If you have figured it out.... let me know how long of a side stand you need. I have one off a Honda VFR800 that you are welcome to. It looks like the one above. I ended up using one from a 2000 something Triumph which was slightly longer. The Triumph one has a mounting flange with 3 bolt holes and I mounted it in the same general location as that Egli. I was able to slightly enlarge one of the bolt holes and run a longer lower gearbox mounting bolt through it. Will post a closeup picture when I can.
 

Oldhaven

Well Known and Active Website User
VOC Member
In general when I was replacing the belt, if it would not go on easily it was too tight. If it went on too easily it was too loose.

That's good advice that makes sense. If the engine pulley had no flange on the outside it would all be easier, but the flange serves a purpose. In any case, I have the adjustment mechanism now so it works at the cost of some added complication and weight.
 

vibrac

Well Known and Active Website User
VOC Member
The egli comet has only a few miles on it I have to take that Kawasaki side stand off and grind a few degrees taper on the base bolt face I need slightly more lean on the bike for stability it's a thing that has to be done incrementally a 1/2" board under the rear wheel increases the stability effectively so it's easy to grind off too much.
 

Oldhaven

Well Known and Active Website User
VOC Member
Thanks for the offer Cyborg, but I rescued an aluminum sidestand off a newer Ducati.

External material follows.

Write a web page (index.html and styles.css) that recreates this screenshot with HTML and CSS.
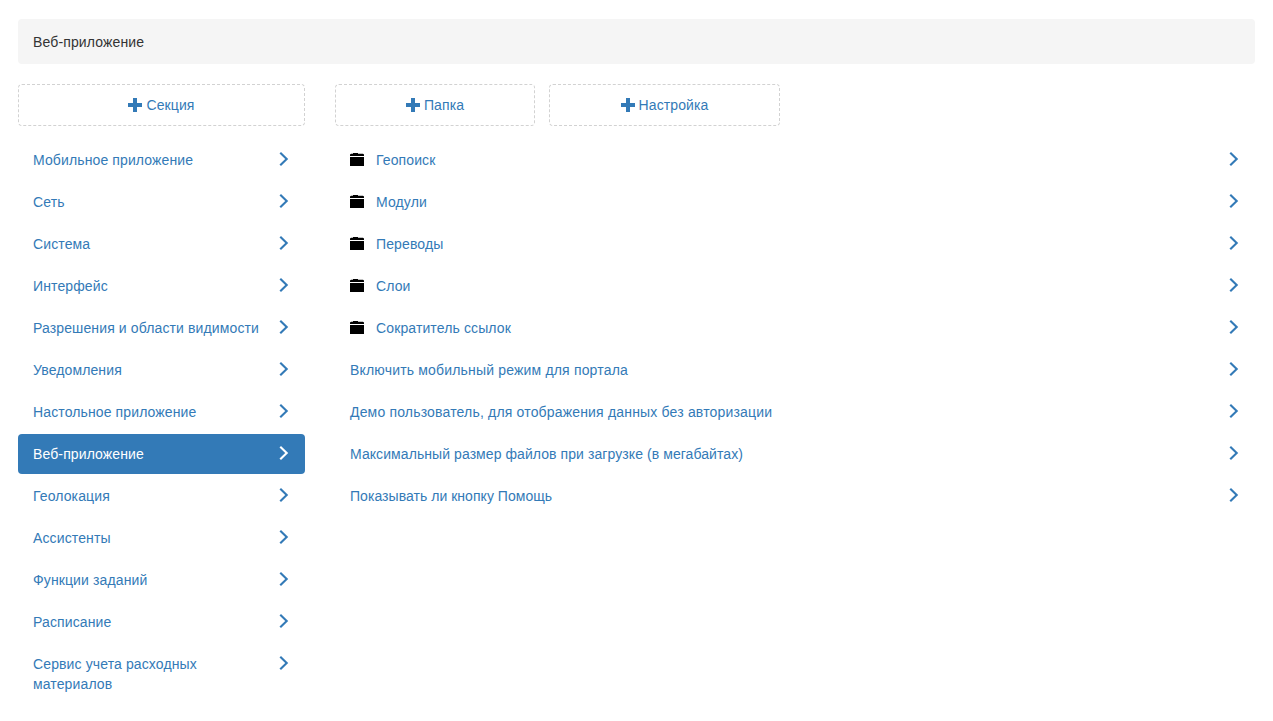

I am hoping that a 3/8" or 1/2" plate between the 7/16" through bolt and the now unused 1/2" lower mounting hole for the Burman will be a good location. I was worried it might be too long to put it that low, but Vibrac's suggestion of beveling the back of the mounting plate to angle it out is a good one. I would like to be able to reach it with my foot while seated.

IMG_1169.jpg
 

Cyborg

Well Known and Active Website User
VOC Member
The egli comet has only a few miles on it I have to take that Kawasaki side stand off and grind a few degrees taper on the base bolt face I need slightly more lean on the bike for stability it's a thing that has to be done incrementally a 1/2" board under the rear wheel increases the stability effectively so it's easy to grind off too much.
That surprises me a little bit, although I guess it depends on your wheel size, fork length, swing arm angle, etc. compared to mine. I had to search out the longer Triumph stand. My engine sits a little higher.
 

Oldhaven

Well Known and Active Website User
VOC Member
Like Cyborg in his thread, I have been working on footrest plates. Mine are also heavily drilled but holes can serve a useful purpose, (in addition to lightening the plates) as footrest adjustment options and mounting places for seat struts etc.

Also doing alignment of the rear hub and sprocket and all day yesterday it was spacers on the lathe.

IMG_1177.jpgIMG_1178.jpg
 

Bill Thomas

Well Known and Active Website User
VOC Member
Can't we do a deal ?, I have frame and wheels all done, Just the Engine is driving me Nuts.
Just having a laugh !. Good Luck Bill.
 

Oldhaven

Well Known and Active Website User
VOC Member
Work progresses. The Ducati sidestand works very well using a small 3/8" thick plate anchored by the 7/16 Comet case bolt and the 1/2" Burman transmission mounting hole left unused from using a Commando gearbox. I have figured out the tank and seat mount now and the thing rolls on its own two wheels. First assembly in this picture, with missing structural parts, a bit of duct tape here and there, used part scratches, and much remains to be done.IMG_1216.jpgIMG_1217.jpgIMG_1220.JPG
 

Cyborg

Well Known and Active Website User
VOC Member
You are catching up! Looks good..... you even have the official TP work stand. Its nice when you get them to roll around... a bit of a milestone that gives you hope and sense of accomplishment.


PS. Just noticed you have been using the pantograph. What does that stand for?